-
Notifications
You must be signed in to change notification settings - Fork 284
Description
Right now, the repo size is unnecessarily large.
git filter-repo --analyze:
| Unpacked | Packed |
|---|---|
| 844.83MB | 605.33MB |
Folder sizes:
| .git | Worktree | Combined |
|---|---|---|
| 548MB | 318MB | 866MB |
From what I could find, this is caused by large PDF files and mostly by large jpgs/pngs/webps.
Solution
git filter-repo should be used to cleanup either only old deleted unused blobs with a bash script, or just git filter-repo --strip-blobs-bigger-than 5M to get rid of everything that's bigger than 5M including currently active files/blobs, though stuff in public/ should be moved to the CDN before that, and its riskier, but the payoff will definitely be worth it with the size reduction, because I don't think anyone wants to download a ~548mb git repo just to edit a single file.
This will most likely need someone with force push perms though and other people would need to re-clone the repo again, if I'm correct.
I tested this bash script, and got the .git down to 386M by only removing unused files:
# get every filename ever in history from %(rest)
git rev-list --objects --all | \
git cat-file --batch-check='%(objecttype) %(objectname) %(objectsize) %(rest)' | \
awk '/^blob/ {print $4}' | sort -u > all_files.txt
# get currently used files
git ls-tree -r --name-only main | sort > current_files.txt
# get dead files by comparing all files to current files
comm -23 all_files.txt current_files.txt > deleted_files.txt
# strip dead files from history
git filter-repo --invert-paths --paths-from-file deleted_files.txtBy just straight up doing git filter-repo --strip-blobs-bigger-than 3M, I got the .git size down to 219M.

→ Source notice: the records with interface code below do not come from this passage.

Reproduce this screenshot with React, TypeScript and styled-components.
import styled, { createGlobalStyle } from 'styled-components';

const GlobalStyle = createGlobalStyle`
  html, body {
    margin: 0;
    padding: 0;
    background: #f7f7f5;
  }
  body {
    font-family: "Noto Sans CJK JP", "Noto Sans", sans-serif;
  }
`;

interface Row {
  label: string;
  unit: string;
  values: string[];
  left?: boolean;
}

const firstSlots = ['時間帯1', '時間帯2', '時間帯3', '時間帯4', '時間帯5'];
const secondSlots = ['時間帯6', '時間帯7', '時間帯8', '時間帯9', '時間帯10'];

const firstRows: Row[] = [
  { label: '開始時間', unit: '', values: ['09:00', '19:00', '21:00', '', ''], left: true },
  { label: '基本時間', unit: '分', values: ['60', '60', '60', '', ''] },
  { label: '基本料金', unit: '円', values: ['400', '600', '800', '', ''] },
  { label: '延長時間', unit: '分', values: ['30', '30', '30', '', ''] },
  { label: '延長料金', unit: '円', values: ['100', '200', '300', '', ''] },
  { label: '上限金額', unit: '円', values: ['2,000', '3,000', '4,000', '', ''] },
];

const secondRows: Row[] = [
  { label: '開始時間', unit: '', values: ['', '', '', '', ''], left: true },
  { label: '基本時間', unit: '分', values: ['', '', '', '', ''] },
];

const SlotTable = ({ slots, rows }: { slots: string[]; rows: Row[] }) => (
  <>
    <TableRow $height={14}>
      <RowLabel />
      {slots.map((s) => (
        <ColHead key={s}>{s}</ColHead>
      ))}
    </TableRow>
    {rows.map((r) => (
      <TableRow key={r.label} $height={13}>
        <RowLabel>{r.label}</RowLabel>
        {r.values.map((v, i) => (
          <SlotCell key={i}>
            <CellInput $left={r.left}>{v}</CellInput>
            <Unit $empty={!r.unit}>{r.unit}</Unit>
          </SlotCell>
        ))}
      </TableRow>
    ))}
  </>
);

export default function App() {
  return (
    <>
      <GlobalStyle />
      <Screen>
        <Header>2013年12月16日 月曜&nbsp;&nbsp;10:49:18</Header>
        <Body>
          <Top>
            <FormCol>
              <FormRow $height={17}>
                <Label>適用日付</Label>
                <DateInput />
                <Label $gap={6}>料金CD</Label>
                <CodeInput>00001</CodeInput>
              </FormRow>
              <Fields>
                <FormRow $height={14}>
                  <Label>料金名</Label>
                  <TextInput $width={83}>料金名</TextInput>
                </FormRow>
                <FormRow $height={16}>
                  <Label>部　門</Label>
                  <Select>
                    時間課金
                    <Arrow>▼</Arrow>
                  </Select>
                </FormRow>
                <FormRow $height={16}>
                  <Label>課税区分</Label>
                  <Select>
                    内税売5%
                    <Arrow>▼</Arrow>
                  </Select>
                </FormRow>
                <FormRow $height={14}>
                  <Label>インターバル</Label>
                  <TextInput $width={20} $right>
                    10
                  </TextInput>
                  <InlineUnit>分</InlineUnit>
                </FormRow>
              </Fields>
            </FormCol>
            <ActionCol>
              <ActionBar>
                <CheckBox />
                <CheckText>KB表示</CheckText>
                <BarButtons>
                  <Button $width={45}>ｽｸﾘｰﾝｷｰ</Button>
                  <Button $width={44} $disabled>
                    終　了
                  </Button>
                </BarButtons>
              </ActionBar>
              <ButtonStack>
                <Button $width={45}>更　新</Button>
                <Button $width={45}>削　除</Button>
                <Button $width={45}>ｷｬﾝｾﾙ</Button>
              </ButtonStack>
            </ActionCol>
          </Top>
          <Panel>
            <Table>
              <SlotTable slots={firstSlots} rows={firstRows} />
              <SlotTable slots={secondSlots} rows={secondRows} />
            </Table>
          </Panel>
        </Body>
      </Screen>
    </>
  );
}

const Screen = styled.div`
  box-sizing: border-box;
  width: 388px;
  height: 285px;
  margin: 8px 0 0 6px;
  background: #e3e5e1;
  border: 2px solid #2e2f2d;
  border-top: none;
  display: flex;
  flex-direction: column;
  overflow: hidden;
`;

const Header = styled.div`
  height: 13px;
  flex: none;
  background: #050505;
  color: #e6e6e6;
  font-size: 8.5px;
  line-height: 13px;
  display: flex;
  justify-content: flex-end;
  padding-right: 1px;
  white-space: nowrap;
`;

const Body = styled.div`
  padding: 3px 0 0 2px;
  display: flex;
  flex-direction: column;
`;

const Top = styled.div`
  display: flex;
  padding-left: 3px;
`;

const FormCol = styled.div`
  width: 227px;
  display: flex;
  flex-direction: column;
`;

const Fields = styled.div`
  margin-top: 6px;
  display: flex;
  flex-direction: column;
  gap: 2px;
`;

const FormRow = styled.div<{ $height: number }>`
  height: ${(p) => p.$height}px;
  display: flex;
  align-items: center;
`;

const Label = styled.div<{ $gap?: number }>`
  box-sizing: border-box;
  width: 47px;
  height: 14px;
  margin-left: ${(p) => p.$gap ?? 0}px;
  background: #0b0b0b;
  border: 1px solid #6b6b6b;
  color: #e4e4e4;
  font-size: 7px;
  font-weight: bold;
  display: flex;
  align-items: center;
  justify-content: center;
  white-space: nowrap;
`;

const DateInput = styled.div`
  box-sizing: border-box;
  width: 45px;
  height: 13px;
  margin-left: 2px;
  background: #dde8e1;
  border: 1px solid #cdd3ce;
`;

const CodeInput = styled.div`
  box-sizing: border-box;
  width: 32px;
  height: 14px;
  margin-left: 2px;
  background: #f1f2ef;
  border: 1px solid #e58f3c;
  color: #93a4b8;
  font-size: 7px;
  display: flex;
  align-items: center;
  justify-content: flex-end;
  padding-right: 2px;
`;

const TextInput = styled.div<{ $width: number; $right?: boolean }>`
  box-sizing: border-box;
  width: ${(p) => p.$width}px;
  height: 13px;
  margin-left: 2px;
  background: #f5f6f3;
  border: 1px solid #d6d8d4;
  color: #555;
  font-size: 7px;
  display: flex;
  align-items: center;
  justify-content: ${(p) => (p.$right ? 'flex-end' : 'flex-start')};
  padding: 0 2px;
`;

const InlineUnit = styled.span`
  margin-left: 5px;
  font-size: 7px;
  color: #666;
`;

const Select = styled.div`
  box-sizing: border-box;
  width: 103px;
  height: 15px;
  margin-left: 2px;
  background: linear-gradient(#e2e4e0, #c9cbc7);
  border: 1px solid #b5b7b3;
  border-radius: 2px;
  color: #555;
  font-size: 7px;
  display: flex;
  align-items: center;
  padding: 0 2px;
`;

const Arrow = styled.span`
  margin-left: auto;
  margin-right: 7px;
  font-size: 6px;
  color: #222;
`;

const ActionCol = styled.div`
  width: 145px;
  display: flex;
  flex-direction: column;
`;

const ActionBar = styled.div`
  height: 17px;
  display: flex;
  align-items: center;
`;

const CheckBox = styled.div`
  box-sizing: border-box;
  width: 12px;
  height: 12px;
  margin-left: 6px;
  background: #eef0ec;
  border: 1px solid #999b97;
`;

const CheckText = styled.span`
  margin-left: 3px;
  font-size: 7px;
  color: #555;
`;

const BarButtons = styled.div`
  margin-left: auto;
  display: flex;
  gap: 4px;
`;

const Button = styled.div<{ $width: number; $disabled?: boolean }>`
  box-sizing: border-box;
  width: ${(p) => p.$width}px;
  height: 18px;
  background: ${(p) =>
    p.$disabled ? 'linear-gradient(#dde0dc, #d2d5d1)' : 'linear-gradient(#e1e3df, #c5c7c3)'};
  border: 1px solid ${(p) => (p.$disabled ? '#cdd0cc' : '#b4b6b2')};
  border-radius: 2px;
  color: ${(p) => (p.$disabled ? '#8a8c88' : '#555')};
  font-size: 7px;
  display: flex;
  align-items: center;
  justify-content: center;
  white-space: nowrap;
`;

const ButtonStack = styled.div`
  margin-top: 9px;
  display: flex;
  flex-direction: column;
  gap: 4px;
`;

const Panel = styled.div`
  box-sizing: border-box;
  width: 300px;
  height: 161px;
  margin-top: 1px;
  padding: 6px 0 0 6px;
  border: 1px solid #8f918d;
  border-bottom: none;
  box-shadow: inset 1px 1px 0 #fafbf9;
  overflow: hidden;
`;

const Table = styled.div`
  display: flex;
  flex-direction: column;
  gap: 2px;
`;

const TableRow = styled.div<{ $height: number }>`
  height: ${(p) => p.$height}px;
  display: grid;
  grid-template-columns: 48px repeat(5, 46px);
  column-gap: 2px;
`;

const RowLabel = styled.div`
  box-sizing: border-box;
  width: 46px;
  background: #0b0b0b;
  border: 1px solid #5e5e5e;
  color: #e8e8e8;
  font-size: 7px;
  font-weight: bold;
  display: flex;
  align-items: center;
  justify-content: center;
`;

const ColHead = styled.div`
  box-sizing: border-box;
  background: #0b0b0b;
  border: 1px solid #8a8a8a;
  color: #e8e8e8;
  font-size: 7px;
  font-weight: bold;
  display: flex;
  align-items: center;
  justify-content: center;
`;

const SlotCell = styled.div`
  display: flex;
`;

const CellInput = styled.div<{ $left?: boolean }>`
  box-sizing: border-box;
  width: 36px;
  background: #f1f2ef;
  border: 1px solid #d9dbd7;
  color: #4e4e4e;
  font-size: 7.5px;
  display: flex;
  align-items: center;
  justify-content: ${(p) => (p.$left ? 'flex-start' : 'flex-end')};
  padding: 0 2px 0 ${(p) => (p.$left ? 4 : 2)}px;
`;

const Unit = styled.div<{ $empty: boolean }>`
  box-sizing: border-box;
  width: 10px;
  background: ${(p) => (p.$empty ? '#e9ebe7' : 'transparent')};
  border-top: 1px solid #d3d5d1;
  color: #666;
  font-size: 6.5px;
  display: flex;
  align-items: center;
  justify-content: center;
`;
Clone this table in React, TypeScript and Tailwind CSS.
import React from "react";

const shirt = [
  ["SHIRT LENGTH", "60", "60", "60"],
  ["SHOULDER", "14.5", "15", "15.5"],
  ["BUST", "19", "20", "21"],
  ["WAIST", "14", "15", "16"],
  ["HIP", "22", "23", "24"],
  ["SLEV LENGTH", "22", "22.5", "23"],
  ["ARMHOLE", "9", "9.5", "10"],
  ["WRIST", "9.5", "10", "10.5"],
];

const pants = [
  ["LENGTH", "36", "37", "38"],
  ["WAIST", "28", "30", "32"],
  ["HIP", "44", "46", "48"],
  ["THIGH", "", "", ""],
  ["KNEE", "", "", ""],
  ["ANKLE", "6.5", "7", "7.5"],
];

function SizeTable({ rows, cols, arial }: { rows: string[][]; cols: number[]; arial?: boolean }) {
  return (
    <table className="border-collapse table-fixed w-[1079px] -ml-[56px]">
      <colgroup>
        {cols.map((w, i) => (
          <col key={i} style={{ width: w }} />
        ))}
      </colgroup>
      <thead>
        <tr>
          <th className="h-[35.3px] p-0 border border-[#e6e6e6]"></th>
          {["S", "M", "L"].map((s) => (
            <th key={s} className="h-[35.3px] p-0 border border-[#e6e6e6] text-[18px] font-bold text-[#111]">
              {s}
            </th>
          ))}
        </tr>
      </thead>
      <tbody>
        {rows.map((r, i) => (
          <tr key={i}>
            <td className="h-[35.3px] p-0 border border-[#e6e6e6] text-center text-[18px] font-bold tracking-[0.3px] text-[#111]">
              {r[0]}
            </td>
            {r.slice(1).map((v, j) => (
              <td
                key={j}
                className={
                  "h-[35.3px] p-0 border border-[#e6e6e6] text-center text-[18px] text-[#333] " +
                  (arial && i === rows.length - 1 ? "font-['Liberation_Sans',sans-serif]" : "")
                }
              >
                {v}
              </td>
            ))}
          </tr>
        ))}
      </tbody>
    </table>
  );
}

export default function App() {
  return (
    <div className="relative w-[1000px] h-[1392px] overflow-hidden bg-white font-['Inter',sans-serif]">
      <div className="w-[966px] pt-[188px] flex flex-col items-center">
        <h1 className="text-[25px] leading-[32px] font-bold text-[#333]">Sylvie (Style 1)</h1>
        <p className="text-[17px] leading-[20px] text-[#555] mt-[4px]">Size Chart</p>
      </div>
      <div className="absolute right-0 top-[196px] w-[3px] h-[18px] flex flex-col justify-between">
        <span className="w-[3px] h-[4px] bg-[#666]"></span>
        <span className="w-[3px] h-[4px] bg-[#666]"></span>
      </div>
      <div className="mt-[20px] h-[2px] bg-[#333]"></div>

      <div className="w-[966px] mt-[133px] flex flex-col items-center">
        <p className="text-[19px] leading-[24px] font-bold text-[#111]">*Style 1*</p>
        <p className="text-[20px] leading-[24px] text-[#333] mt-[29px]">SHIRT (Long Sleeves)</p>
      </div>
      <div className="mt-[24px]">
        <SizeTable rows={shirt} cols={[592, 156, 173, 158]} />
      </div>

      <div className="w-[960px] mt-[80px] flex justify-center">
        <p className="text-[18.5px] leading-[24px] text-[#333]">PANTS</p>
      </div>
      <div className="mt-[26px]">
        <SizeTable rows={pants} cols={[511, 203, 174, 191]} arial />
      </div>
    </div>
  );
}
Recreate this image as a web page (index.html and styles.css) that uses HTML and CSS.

By combining the bash script and the --strip-blobs-bigger-than 3M, I got it down to 159M, which is obviously a lot better than 548MB.
Largest files
Largest files in history from running git rev-list --objects --all | git cat-file --batch-check='%(objecttype) %(objectname) %(objectsize) %(rest)' | awk '/^blob/ {print $3, $4}' | sort -u | sort -n | awk '{printf "| %.2fMB | %s |\n", $1/1024/1024, $2}' | tail -10:
| Size | File |
|---|---|
| 9.96MB | public/jobs/zephyr-group-pic.jpg |
| 10.25MB | public/winter/2.png |
| 12.28MB | public/hc-cdn/7bf19e299e3e8253096906cef8d599c7aedeed09_image.png |
| 13.05MB | public/fiscal-sponsorship/hcb-gource.gif |
| 16.58MB | public/winter/11.gif |
| 22.57MB | public/home/assemble.jpg |
| 22.96MB | public/train_starry_night.png |
| 29.65MB | public/home/outernet-110.jpg |
| 38.72MB | public/philanthropy/hackclub.pdf |
| 40.43MB | public/onboard/first_and_hack_club.pdf |